Publisher: Northfield Publishing
Publication Date: August 24, 2010
When newly married, Gary Chapman and his wife found their attitudes about everything strikingly at odds, although they shared their Christian faith. Happily-ever-after eluded them. He says many marriages falter before the seven-year mark because of unmet expectations.
He talks about family influences, religious differences, accepting the personality differences in the other person even when the spouse breaks the dishes in the dishwasher. He discusses sex, money styles, children: whether to have them and how to raise them. He covers the unexpected problems that can take the fun out of marriage. He says the “tingles” usually disappear after the first two years. At that point, the couple needs more to keep the marriage going.
He also refers to The 5 Love Languages and The 5 Apology Languages, two books written by him.

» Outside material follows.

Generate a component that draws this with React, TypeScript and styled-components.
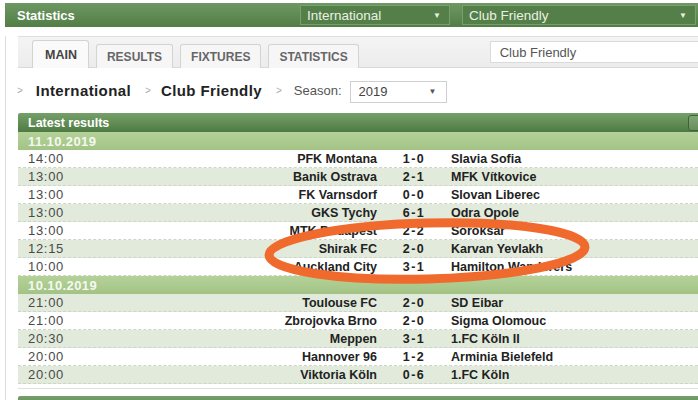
import React from 'react';
import styled, { createGlobalStyle } from 'styled-components';

const Global = createGlobalStyle`
  html, body { margin: 0; padding: 0; background: #fff; }
  body { width: 698px; height: 400px; overflow: hidden; font-family: "Liberation Sans", Arial, sans-serif; }
  #root { width: 698px; height: 400px; overflow: hidden; }
`;

const Page = styled.div`
  position: relative;
  width: 698px;
  height: 400px;
  overflow: hidden;
  padding-top: 3px;
  box-sizing: border-box;
`;

const TopBar = styled.div`
  margin-left: 5px;
  width: 730px;
  height: 24px;
  display: flex;
  align-items: center;
  background: linear-gradient(#6e9862, #527d45);
`;

const BarTitle = styled.div`
  width: 295px;
  box-sizing: border-box;
  padding-left: 12px;
  color: #fff;
  font-weight: bold;
  font-size: 13px;
`;

const BarSelect = styled.div<{ $w: number }>`
  width: ${p => p.$w}px;
  height: 20px;
  box-sizing: border-box;
  margin-right: 12px;
  padding: 0 8px 0 6px;
  display: flex;
  align-items: center;
  justify-content: space-between;
  background: #547f48;
  border: 1px solid #7a9f6e;
  color: #e9f1e4;
  font-size: 13.5px;
`;

const Arrow = styled.span<{ $c: string }>`
  font-size: 8px;
  color: ${p => p.$c};
`;

const Panel = styled.div`
  margin-left: 5px;
  border-left: 1px solid #dcdcdc;
  padding-left: 12px;
  width: 720px;
  height: 373px;
  box-sizing: border-box;
`;

const TabStrip = styled.div`
  margin-top: 9px;
  height: 32px;
  box-sizing: border-box;
  display: flex;
  align-items: flex-end;
  gap: 7px;
  padding-left: 14px;
  background: linear-gradient(#f4f4f4, #ececec);
  border-top: 1px solid #dedede;
  border-bottom: 1px solid #d9d9d9;
`;

const Tab = styled.div<{ $active?: boolean }>`
  height: ${p => (p.$active ? 28 : 24)}px;
  box-sizing: border-box;
  padding: 0 ${p => (p.$active ? 11 : 10)}px 0 ${p => (p.$active ? 12 : 10)}px;
  display: flex;
  align-items: center;
  border: 1px solid #d3d3d3;
  border-bottom: none;
  border-radius: 3px 3px 0 0;
  background: ${p => (p.$active ? '#fafafa' : '#f6f6f6')};
  color: ${p => (p.$active ? '#444' : '#666')};
  font-weight: bold;
  font-size: ${p => (p.$active ? 12.5 : 12)}px;
  margin-bottom: -1px;
`;

const Search = styled.div`
  align-self: flex-start;
  margin-top: 4px;
  margin-left: 124px;
  width: 240px;
  height: 22px;
  box-sizing: border-box;
  border: 1px solid #dadada;
  background: #fff;
  color: #555;
  font-size: 13px;
  padding-left: 9px;
  display: flex;
  align-items: center;
`;

const Crumbs = styled.div`
  height: 45px;
  display: flex;
  align-items: center;
`;

const Sep = styled.span<{ $first?: boolean }>`
  color: #aaa;
  font-size: 10px;
  margin: 0 ${p => (p.$first ? 13 : 10)}px 0 ${p => (p.$first ? -1 : 14)}px;
`;

const Crumb = styled.span`
  font-weight: bold;
  font-size: 15px;
  letter-spacing: 0.4px;
  color: #222;
`;

const SeasonLabel = styled.span`
  font-size: 13px;
  color: #555;
  margin-left: 2px;
  margin-right: 8px;
`;

const SeasonSelect = styled.div`
  width: 97px;
  height: 22px;
  box-sizing: border-box;
  border: 1px solid #cfcfcf;
  background: #fff;
  display: flex;
  align-items: center;
  justify-content: space-between;
  padding: 0 9px 0 8px;
  font-size: 13px;
  color: #444;
  margin-top: 2px;
`;

const Table = styled.div`
  width: 700px;
`;

const TableHead = styled.div`
  height: 19px;
  display: flex;
  align-items: center;
  padding-left: 10px;
  background: linear-gradient(#76a069, #4e7b43);
  border-radius: 2px 2px 0 0;
  color: #fff;
  font-weight: bold;
  font-size: 12.5px;
`;

const HeadButton = styled.div`
  margin-left: auto;
  margin-right: 6px;
  width: 22px;
  height: 14px;
  border: 1px solid #3d6334;
  border-radius: 3px;
  background: rgba(255, 255, 255, 0.12);
`;

const DateRow = styled.div`
  height: 18px;
  display: flex;
  align-items: center;
  padding-left: 10px;
  background: linear-gradient(#b4d298, #a3c386);
  color: #f4f9ef;
  font-weight: bold;
  font-size: 13px;
  letter-spacing: 0.4px;
`;

const MatchRow = styled.div<{ $alt: boolean }>`
  height: 18px;
  box-sizing: border-box;
  padding-left: 10px;
  display: grid;
  grid-template-columns: 80px 269px 74px 1fr;
  align-items: center;
  background: ${p => (p.$alt ? '#e1eadb' : '#fff')};
  border-bottom: 1px dashed #cdd6c6;
`;

const Time = styled.span`
  font-size: 13px;
  letter-spacing: 0.7px;
  color: #4a4a4a;
`;

const Team = styled.span<{ $home?: boolean }>`
  font-weight: bold;
  font-size: 12.5px;
  color: #222;
  text-align: ${p => (p.$home ? 'right' : 'left')};
  white-space: nowrap;
`;

const Score = styled.span`
  font-weight: bold;
  font-size: 12.5px;
  letter-spacing: 1.5px;
  color: #222;
  text-align: center;
`;

const TableEnd = styled.div`
  height: 4px;
  border-bottom: 1px solid #dde3d8;
`;

const NextHead = styled.div`
  margin-top: 7px;
  height: 19px;
  background: linear-gradient(#76a069, #4e7b43);
  border-radius: 2px 2px 0 0;
`;

const Overlay = styled.svg`
  position: absolute;
  left: 0;
  top: 0;
  pointer-events: none;
`;

type Match = [string, string, string, string];

const groups: { date: string; matches: Match[] }[] = [
  {
    date: '11.10.2019',
    matches: [
      ['14:00', 'PFK Montana', '1-0', 'Slavia Sofia'],
      ['13:00', 'Banik Ostrava', '2-1', 'MFK Vítkovice'],
      ['13:00', 'FK Varnsdorf', '0-0', 'Slovan Liberec'],
      ['13:00', 'GKS Tychy', '6-1', 'Odra Opole'],
      ['13:00', 'MTK Budapest', '2-2', 'Soroksár'],
      ['12:15', 'Shirak FC', '2-0', 'Karvan Yevlakh'],
      ['10:00', 'Auckland City', '3-1', 'Hamilton Wanderers'],
    ],
  },
  {
    date: '10.10.2019',
    matches: [
      ['21:00', 'Toulouse FC', '2-0', 'SD Eibar'],
      ['21:00', 'Zbrojovka Brno', '2-0', 'Sigma Olomouc'],
      ['20:30', 'Meppen', '3-1', '1.FC Köln II'],
      ['20:00', 'Hannover 96', '1-2', 'Arminia Bielefeld'],
      ['20:00', 'Viktoria Köln', '0-6', '1.FC Köln'],
    ],
  },
];

export default function App() {
  let idx = 0;
  return (
    <>
      <Global />
      <Page>
        <TopBar>
          <BarTitle>Statistics</BarTitle>
          <BarSelect $w={150}>
            <span>International</span>
            <Arrow $c="#e9f1e4">▼</Arrow>
          </BarSelect>
          <BarSelect $w={234}>
            <span>Club Friendly</span>
            <Arrow $c="#e9f1e4">▼</Arrow>
          </BarSelect>
        </TopBar>
        <Panel>
          <TabStrip>
            <Tab $active>MAIN</Tab>
            <Tab>RESULTS</Tab>
            <Tab>FIXTURES</Tab>
            <Tab>STATISTICS</Tab>
            <Search>Club Friendly</Search>
          </TabStrip>
          <Crumbs>
            <Sep $first>&gt;</Sep>
            <Crumb>International</Crumb>
            <Sep>&gt;</Sep>
            <Crumb>Club Friendly</Crumb>
            <Sep>&gt;</Sep>
            <SeasonLabel>Season:</SeasonLabel>
            <SeasonSelect>
              <span>2019</span>
              <Arrow $c="#555">▼</Arrow>
            </SeasonSelect>
          </Crumbs>
          <Table>
            <TableHead>
              Latest results
              <HeadButton />
            </TableHead>
            {groups.map(g => (
              <React.Fragment key={g.date}>
                <DateRow>{g.date}</DateRow>
                {g.matches.map((m, i) => {
                  const alt = idx++ % 2 === 1;
                  return (
                    <MatchRow key={i} $alt={alt}>
                      <Time>{m[0]}</Time>
                      <Team $home>{m[1]}</Team>
                      <Score>{m[2]}</Score>
                      <Team>{m[3]}</Team>
                    </MatchRow>
                  );
                })}
              </React.Fragment>
            ))}
            <TableEnd />
            <NextHead />
          </Table>
        </Panel>
        <Overlay width="698" height="400" viewBox="0 0 698 400">
          <ellipse
            cx="427"
            cy="251"
            rx="158"
            ry="28"
            fill="none"
            stroke="#ef6a2c"
            strokeWidth="9"
            transform="rotate(-1.5 427 251)"
          />
        </Overlay>
      </Page>
    </>
  );
}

If you have read those, you will find those chapters repetitive.
Though he and his wife are Christians, he wrote this book for all faiths. Gary Chapman directs Marriage and Family Life Consultants, Inc. People considering marriage can take away much from his professional advice.
Those making a lifetime decision based only on the tingles might discover some nonnegotiables here. For example, a wife may treat the husband as her mother treated her father. If the mother has a trait the husband can’t stand, will he hate his wife for the same trait? Is it something she would work to change?
Things I Wish I Had Known Before I Got Married is written by a professional psychologist. Gary Chapman doesn’t speak with jargon or three-syllable words, but he does speak like an educated man. It doesn't feel like a conversation at Starbucks.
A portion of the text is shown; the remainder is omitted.